Allegheny Valley Railroad

Overview
- Dates of operation: 1852–1892
- Successor: Allegheny Valley Railway

Technical
- Track gauge: 1,435 mm (4 ft 8+1⁄2 in)
- Length: 259.4 miles (417.5 km)

= Allegheny Valley Railroad (1852–1892) =

Railroad in Pennsylvania

The Allegheny Valley Railroad was a railway company in the United States. It was incorporated in 1852 and constructed its original line between Pittsburgh, Pennsylvania, and Kittanning, Pennsylvania, between 1853 and 1856. It eventually owned 259.4 mi, including its main line between Pittsburgh and Oil City, Pennsylvania. The company entered receivership in 1884 and was reorganized as the Allegheny Valley Railway in 1892. That company was leased by the Pennsylvania Railroad in 1900 and merged in 1910.

== History ==

What became the Allegheny Valley Railroad was authorized as the Pittsburg, Kittanning and Warren Railroad on April 4, 1837. Nothing was done until April 14, 1852, when the Pennsylvania General Assembly reauthorized the railroad under the new name. This renewed interest was prompted by the exploitation of oil in the vicinity of Titusville, Pennsylvania, to the north.

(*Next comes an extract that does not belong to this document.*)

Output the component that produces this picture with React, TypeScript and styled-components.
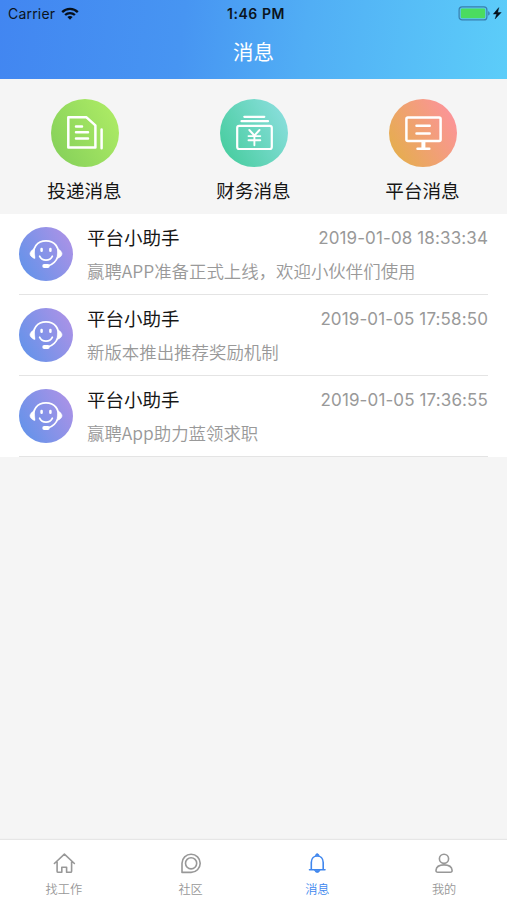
import React from "react";
import styled, { createGlobalStyle } from "styled-components";

const GlobalStyle = createGlobalStyle`
  * { box-sizing: border-box; }
  html, body, #root { height: 100%; }
  body {
    margin: 0;
    background: #f5f5f5;
    font-family: "Noto Sans CJK SC", sans-serif;
  }
`;

const Screen = styled.div`
  display: flex;
  flex-direction: column;
  width: 100%;
  height: 900px;
  overflow: hidden;
  background: #f5f5f5;
`;

const Header = styled.header`
  height: 79px;
  flex: none;
  background: linear-gradient(97deg, #4286f1 0%, #4795f2 36%, #51aef5 60%, #5ccdf9 100%);
`;

const StatusBar = styled.div`
  display: grid;
  grid-template-columns: 1fr auto 1fr;
  align-items: center;
  height: 27px;
  padding: 0 5px 0 8px;
  font-family: Inter, sans-serif;
  font-size: 14px;
  line-height: 27px;
  color: #0b1420;
`;

const Carrier = styled.div`
  display: flex;
  align-items: center;
  gap: 6px;
  letter-spacing: 0.2px;
`;

const Clock = styled.div`
  padding-left: 2px;
  font-size: 14px;
  font-weight: 600;
  letter-spacing: 0.55px;
`;

const Power = styled.div`
  display: flex;
  justify-content: flex-end;
  align-items: center;
`;

const Title = styled.h1`
  margin: 0;
  height: 49px;
  text-align: center;
  font-size: 20.5px;
  font-weight: 400;
  line-height: 49px;
  color: #fff;
`;

const Categories = styled.nav`
  display: grid;
  grid-template-columns: repeat(3, 1fr);
  flex: none;
  height: 135px;
  padding-top: 20px;
`;

const Category = styled.div`
  display: flex;
  flex-direction: column;
  align-items: center;
`;

const Disc = styled.div<{ $from: string; $to: string; $size: number }>`
  display: flex;
  flex: none;
  width: ${(p) => p.$size}px;
  height: ${(p) => p.$size}px;
  border-radius: 50%;
  background: linear-gradient(60deg, ${(p) => p.$from}, ${(p) => p.$to});
`;

const CategoryLabel = styled.div`
  margin-top: 8px;
  font-size: 18.6px;
  line-height: 29px;
  color: #161616;
`;

const List = styled.main`
  flex: none;
  padding: 0 19px;
  background: #fff;
`;

const Row = styled.article`
  display: flex;
  gap: 14px;
  height: 81px;
  padding-top: 13px;
  border-bottom: 1px solid #e4e4e4;
`;

const RowBody = styled.div`
  flex: 1;
  min-width: 0;
`;

const RowTop = styled.div`
  display: flex;
  justify-content: space-between;
  height: 20px;
  line-height: 20px;
`;

const Name = styled.div`
  font-size: 18.5px;
  color: #161616;
`;

const Time = styled.time`
  padding-top: 1px;
  font-family: Inter, sans-serif;
  font-size: 17px;
  letter-spacing: 0.12px;
  color: #999;
`;

const Message = styled.div`
  margin-top: 12px;
  font-size: 17.43px;
  line-height: 24px;
  font-weight: 350;
  color: #999;
  white-space: nowrap;
`;

const TabBar = styled.footer`
  display: grid;
  grid-template-columns: repeat(4, 1fr);
  height: 60px;
  margin-top: auto;
  background: #fff;
  box-shadow: 0 -1px 1px #e6e6e6;
`;

const Tab = styled.div<{ $active?: boolean }>`
  display: flex;
  flex-direction: column;
  align-items: center;
  padding: 11px 0 0 1px;
  color: ${(p) => (p.$active ? "#4087ee" : "#989898")};
`;

const TabLabel = styled.div`
  margin-top: 5px;
  font-size: 12.2px;
  line-height: 18px;
  font-weight: 350;
`;

const WifiIcon = () => (
  <svg width="18" height="13" viewBox="0 0 18 13" fill="none" stroke="#06101b" strokeWidth="2.3">
    <path d="M1.2 5.1C5.5.8 12.5.8 16.8 5.1" />
    <path d="M4.1 8C6.8 5.4 11.2 5.4 13.9 8" />
    <path d="M6.4 10 9 12.7 11.6 10C10.2 8.6 7.8 8.6 6.4 10Z" fill="#06101b" stroke="none" />
  </svg>
);

const BatteryIcon = () => (
  <svg width="44" height="15" viewBox="0 0 44 15">
    <rect x="1.1" y=".9" width="27.8" height="13" rx="3" fill="none" stroke="#397fac" strokeWidth="1.2" />
    <rect x="2.8" y="2.6" width="24.4" height="9.6" rx="1.2" fill="#4bdc60" />
    <path d="M30.2 5.2c2 .7 2 3.7 0 4.4Z" fill="#397fac" />
    <path d="M40.8 1.6 35.3 8.1h3.3l-1.5 4.9L43.2 6.5h-3.5Z" fill="#06101b" stroke="#06101b" strokeWidth=".4" />
  </svg>
);

const DocumentIcon = () => (
  <svg width="68" height="68" viewBox="0 0 68 68" fill="none" stroke="#fff" strokeWidth="2.5" strokeLinecap="round" strokeLinejoin="round">
    <path d="M17.3 18.3H35.5L44.4 26.4V48.5H17.3Z" />
    <path d="M25 27.5h6M25 33.3h12M25 39.5h12M50.6 30.5v18.7" />
  </svg>
);

const FinanceIcon = () => (
  <svg width="68" height="68" viewBox="0 0 68 68" fill="none" stroke="#fff" strokeLinecap="round" strokeLinejoin="round">
    <g strokeWidth="2.2">
      <path d="M24.3 17.8h20M21.5 22.2h26.5" />
      <rect x="17.2" y="26.8" width="34.6" height="23.2" rx="2" />
    </g>
    <path d="M29.3 31l5.1 5.5 5.1-5.5M28.5 37.1h11.8M28.5 41.3h11.8M34.4 36.7v9.6" strokeWidth="1.9" />
  </svg>
);

const MonitorIcon = () => (
  <svg width="68" height="68" viewBox="0 0 68 68" fill="none" stroke="#fff" strokeWidth="2.5" strokeLinecap="round" strokeLinejoin="round">
    <rect x="17.4" y="18.4" width="34.2" height="23.6" rx="1.5" />
    <path d="M27.5 26.7h13.2M27.5 34.5h13.2" />
    <path d="M34.4 43v6" strokeWidth="4" strokeLinecap="butt" />
    <path d="M28.5 49.7h11.8" />
  </svg>
);

const AssistantIcon = () => (
  <svg width="54" height="54" viewBox="0 0 54 54" fill="none" stroke="#fff" strokeLinecap="round" strokeLinejoin="round">
    <path d="M15.2 30.5C12.5 20.5 18.5 13.9 27 13.9S41.3 20.5 38.8 29.8C37.2 34.3 33.8 37.6 28.5 39.2" strokeWidth="1.8" />
    <path d="M14.9 22C12.2 23.3 11 25.4 11 26.8S12.5 30.5 15.5 31.4ZM39.1 22C41.8 23.3 43 25.4 43 26.8S41.5 30.5 38.5 31.4Z" fill="#fff" strokeWidth=".6" />
    <path d="M25.2 39h3.6" strokeWidth="3.8" />
    <path d="M22.6 22v1.8M31.4 22v1.8" strokeWidth="2.5" />
    <path d="M20.7 29.3c2.5 5 10.1 5 12.6 0" strokeWidth="1.8" />
  </svg>
);

const TabSvg = styled.svg.attrs({
  width: 24,
  height: 24,
  viewBox: "0 0 24 24",
  fill: "none",
  stroke: "currentColor",
  strokeWidth: 1.6,
  strokeLinejoin: "round",
  strokeLinecap: "round",
})`
  flex: none;
`;

const HomeIcon = () => (
  <TabSvg>
    <path d="M2.4 12.5 12.4 3.2 22.4 12.5M5.1 10.8V20.2Q5.1 21.3 6.2 21.3H9.8V16.3H14.6V21.3H18.5Q19.6 21.3 19.6 20.2V10.8" />
  </TabSvg>
);

const CommunityIcon = () => (
  <TabSvg>
    <path d="M3 21.4V12.3A9.1 9.1 0 1 1 12.1 21.4Z" />
    <circle cx="12.1" cy="12.3" r="5.6" />
  </TabSvg>
);

const BellIcon = () => (
  <TabSvg>
    <path d="M4.5 18.7H20M6.3 18.3V11.6C6.3 2.7 18.2 2.7 18.2 11.6V18.3" />
    <path d="M10.5 4.3C10.7 2.2 13.8 2.2 14 4.3ZM9.7 19.7C10.5 22 14 22 14.8 19.7Z" fill="currentColor" strokeWidth="1" />
  </TabSvg>
);

const ProfileIcon = () => (
  <TabSvg>
    <circle cx="12" cy="7.8" r="4.6" />
    <path d="M4 19.2C4.3 15.6 7.2 13.9 12 13.9S19.8 15.6 20.1 19.2Q20.2 21.3 18.2 21.3H5.9Q3.9 21.3 4 19.2Z" />
  </TabSvg>
);

const categories = [
  { label: "投递消息", from: "#82ce59", to: "#b1ee66", Icon: DocumentIcon },
  { label: "财务消息", from: "#40cb98", to: "#91e0e3", Icon: FinanceIcon },
  { label: "平台消息", from: "#e2b144", to: "#ff90a4", Icon: MonitorIcon },
];

const messages = [
  { time: "2019-01-08 18:33:34", text: "赢聘APP准备正式上线，欢迎小伙伴们使用" },
  { time: "2019-01-05 17:58:50", text: "新版本推出推荐奖励机制" },
  { time: "2019-01-05 17:36:55", text: "赢聘App助力蓝领求职" },
];

const tabs = [
  { label: "找工作", Icon: HomeIcon },
  { label: "社区", Icon: CommunityIcon },
  { label: "消息", Icon: BellIcon, active: true },
  { label: "我的", Icon: ProfileIcon },
];

export default function App() {
  return (
    <Screen>
      <GlobalStyle />
      <Header>
        <StatusBar>
          <Carrier>
            Carrier
            <WifiIcon />
          </Carrier>
          <Clock>1:46 PM</Clock>
          <Power>
            <BatteryIcon />
          </Power>
        </StatusBar>
        <Title>消息</Title>
      </Header>
      <Categories>
        {categories.map(({ label, from, to, Icon }) => (
          <Category key={label}>
            <Disc $from={from} $to={to} $size={68}>
              <Icon />
            </Disc>
            <CategoryLabel>{label}</CategoryLabel>
          </Category>
        ))}
      </Categories>
      <List>
        {messages.map(({ time, text }) => (
          <Row key={time}>
            <Disc $from="#5c93ea" $to="#b392e6" $size={54}>
              <AssistantIcon />
            </Disc>
            <RowBody>
              <RowTop>
                <Name>平台小助手</Name>
                <Time>{time}</Time>
              </RowTop>
              <Message>{text}</Message>
            </RowBody>
          </Row>
        ))}
      </List>
      <TabBar>
        {tabs.map(({ label, Icon, active }) => (
          <Tab key={label} $active={active}>
            <Icon />
            <TabLabel>{label}</TabLabel>
          </Tab>
        ))}
      </TabBar>
    </Screen>
  );
}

The line opened between Pittsburgh, Pennsylvania, and the Kiskiminetas River in 1855. It was further extended to Crooked Creek on December 11, 1855, and Kittanning, Pennsylvania, on January 23, 1856. Financial problems prevented further construction until 1863. Construction continued north, reaching the Mahoning Creek, in April 1866, and Venango City, on January 8, 1868. Venango City sits across the Allegheny River from Oil City, Pennsylvania. The Allegheny Valley Railroad completed a new bridge over the river on February 2, 1870. In Oil City, it connected with the Oil Creek and Allegheny River Railway. The total length of the main line (or "River Division") was 132 mi.

The Pennsylvania Railroad purchased a stake in the Allegheny Valley Railroad in 1868, and at its urging the railroad undertook the construction of a 110 mi "low grade" line between the mouth of Red Bank Creek and Driftwood, Pennsylvania, and a junction with the Philadelphia and Erie Railroad main line. This line was completed on May 4, 1874. The company constructed two other branches. The first, the 7 mi Plum Creek Branch, was completed between Verona, Pennsylvania, and Plum, Pennsylvania, in October 1872. The second, the 10 mi Sligo Branch, was completed between Lawsonham, Pennsylvania, and Sligo, Pennsylvania, in 1874.

The Allegheny Valley Railroad entered receivership on May 2, 1884. It was reorganized as the Allegheny Valley Railway on January 21, 1892. The Pennsylvania Railroad leased that company in 1900 and merged it in 1910.